Yeah, let’s face it: currently writing these interfaces is really confusing largely because of the typing. I’ve posted my ideas for an overhaul here. Certainly we also need much better documentation.

Currently traversal is always column-major (as in columns first, as far as I know), but one of my proposals is to change that.

Now I am confused, as modifying the above routine with

function Data.streamfrom{T}(rs::RandSource, ::Type{Data.Field}, ::Type{T}, row, col)
    @printf("row %02d col %02d\n", row, col)
    randfield(rs.schema.types[col])
end

gives an output like

row 01 col 01
row 01 col 02
row 01 col 03
row 02 col 01
row 02 col 02
row 02 col 03
row 03 col 01
row 03 col 02
row 03 col 03
...

so it looks row-major. Even when using a format that essentially column-based, like Feather.write.

Ugh yea, now I’m confused too. Like I said, this really needs to be selectable, it’s one of the major problems with the current implementation.

I don’t quite follow why this is confusing:

  • Data.streamfrom(src, Data.Field, ...) is streaming via rows, so data will be accessed, row-by-row, and for each row, column-by-column
  • Data.streamfrom(src, Data.Column, ...) is streaming via columns, so data will be accessed column-by-column

Hopefully everyone has been able to find the documentation here.

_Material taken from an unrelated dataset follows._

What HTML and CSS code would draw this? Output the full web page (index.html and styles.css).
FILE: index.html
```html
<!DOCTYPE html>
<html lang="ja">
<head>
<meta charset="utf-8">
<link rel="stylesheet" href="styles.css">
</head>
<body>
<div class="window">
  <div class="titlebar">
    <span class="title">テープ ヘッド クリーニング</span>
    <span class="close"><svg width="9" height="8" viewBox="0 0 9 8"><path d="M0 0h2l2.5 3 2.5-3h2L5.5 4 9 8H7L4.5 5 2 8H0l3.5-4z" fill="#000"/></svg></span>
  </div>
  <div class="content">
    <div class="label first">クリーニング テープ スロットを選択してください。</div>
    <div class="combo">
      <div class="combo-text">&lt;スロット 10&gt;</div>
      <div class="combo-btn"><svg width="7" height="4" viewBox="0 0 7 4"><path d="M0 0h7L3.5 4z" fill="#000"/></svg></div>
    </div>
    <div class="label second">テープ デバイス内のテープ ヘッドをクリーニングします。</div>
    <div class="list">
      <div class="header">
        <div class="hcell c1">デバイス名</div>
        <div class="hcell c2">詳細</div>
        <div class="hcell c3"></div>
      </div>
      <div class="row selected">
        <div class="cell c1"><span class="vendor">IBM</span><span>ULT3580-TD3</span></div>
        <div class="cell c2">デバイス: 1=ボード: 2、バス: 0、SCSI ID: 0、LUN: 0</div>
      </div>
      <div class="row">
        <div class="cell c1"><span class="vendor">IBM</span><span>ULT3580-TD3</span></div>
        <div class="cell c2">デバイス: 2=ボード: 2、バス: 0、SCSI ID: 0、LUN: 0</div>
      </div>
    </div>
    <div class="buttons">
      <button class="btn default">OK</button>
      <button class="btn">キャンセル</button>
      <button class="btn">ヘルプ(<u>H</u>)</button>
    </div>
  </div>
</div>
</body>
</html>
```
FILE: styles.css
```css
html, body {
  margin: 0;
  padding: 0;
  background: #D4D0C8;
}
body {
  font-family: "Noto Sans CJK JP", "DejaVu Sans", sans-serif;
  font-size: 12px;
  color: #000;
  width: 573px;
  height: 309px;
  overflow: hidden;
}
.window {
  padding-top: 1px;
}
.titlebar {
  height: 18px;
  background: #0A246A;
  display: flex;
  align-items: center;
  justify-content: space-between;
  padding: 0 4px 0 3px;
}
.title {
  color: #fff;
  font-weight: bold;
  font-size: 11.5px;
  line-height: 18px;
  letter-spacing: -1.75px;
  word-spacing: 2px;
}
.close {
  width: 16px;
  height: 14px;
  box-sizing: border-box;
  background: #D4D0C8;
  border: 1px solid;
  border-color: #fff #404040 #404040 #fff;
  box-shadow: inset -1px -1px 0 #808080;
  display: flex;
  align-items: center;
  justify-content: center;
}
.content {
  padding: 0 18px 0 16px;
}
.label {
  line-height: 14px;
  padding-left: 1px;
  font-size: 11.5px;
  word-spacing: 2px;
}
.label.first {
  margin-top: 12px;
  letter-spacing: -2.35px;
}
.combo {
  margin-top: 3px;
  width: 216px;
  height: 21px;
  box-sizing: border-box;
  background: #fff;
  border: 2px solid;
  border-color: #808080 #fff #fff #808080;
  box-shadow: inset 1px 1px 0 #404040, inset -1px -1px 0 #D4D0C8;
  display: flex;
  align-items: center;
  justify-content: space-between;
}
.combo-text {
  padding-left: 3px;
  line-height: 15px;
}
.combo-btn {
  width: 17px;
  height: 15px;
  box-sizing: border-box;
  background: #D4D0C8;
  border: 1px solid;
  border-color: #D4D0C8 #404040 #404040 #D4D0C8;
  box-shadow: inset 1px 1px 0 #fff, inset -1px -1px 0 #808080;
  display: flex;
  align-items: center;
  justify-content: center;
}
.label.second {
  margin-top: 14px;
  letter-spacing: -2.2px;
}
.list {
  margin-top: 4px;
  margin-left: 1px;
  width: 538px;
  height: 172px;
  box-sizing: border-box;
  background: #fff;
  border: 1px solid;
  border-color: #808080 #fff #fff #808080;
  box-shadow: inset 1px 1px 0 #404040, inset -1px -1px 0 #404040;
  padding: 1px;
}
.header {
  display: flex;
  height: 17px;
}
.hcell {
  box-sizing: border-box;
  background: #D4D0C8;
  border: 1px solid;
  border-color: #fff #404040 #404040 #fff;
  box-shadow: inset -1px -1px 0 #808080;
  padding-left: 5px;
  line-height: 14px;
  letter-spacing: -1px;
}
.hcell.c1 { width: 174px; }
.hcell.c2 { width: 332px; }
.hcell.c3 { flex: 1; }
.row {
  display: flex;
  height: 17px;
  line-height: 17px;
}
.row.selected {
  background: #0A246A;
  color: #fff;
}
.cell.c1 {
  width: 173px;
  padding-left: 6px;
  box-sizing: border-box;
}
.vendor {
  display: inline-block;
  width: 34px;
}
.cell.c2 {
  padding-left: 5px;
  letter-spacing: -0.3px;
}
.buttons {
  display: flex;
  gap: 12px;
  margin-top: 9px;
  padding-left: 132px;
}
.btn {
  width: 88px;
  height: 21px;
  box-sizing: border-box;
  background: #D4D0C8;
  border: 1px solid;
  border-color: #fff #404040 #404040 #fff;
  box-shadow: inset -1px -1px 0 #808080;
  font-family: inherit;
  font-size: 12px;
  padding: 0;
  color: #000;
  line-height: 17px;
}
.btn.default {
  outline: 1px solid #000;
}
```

I think there are two different things going on here:

  1. What types of batches will the data be pulled in? It is possible to pull the data one element at a time, or in some sort of batches. I originally took the meaning of Data.Columns to mean that data will be pulled in batches equal to entire columns. This is the behavior of DataTables and DataFrames, but this is not the behavior of ODBC, which is why I was originally confused when using that package.
  2. Will pulling be done in row-major or column-major ordering? If batches are only one element long (i.e. Data.Field) it’s possible to do either.

It wasn’t clear (to me at least) which one of these things Data.Field and Data.Column are talking about. If I specify Data.Field it should still be possible for me to pull in column-major ordering.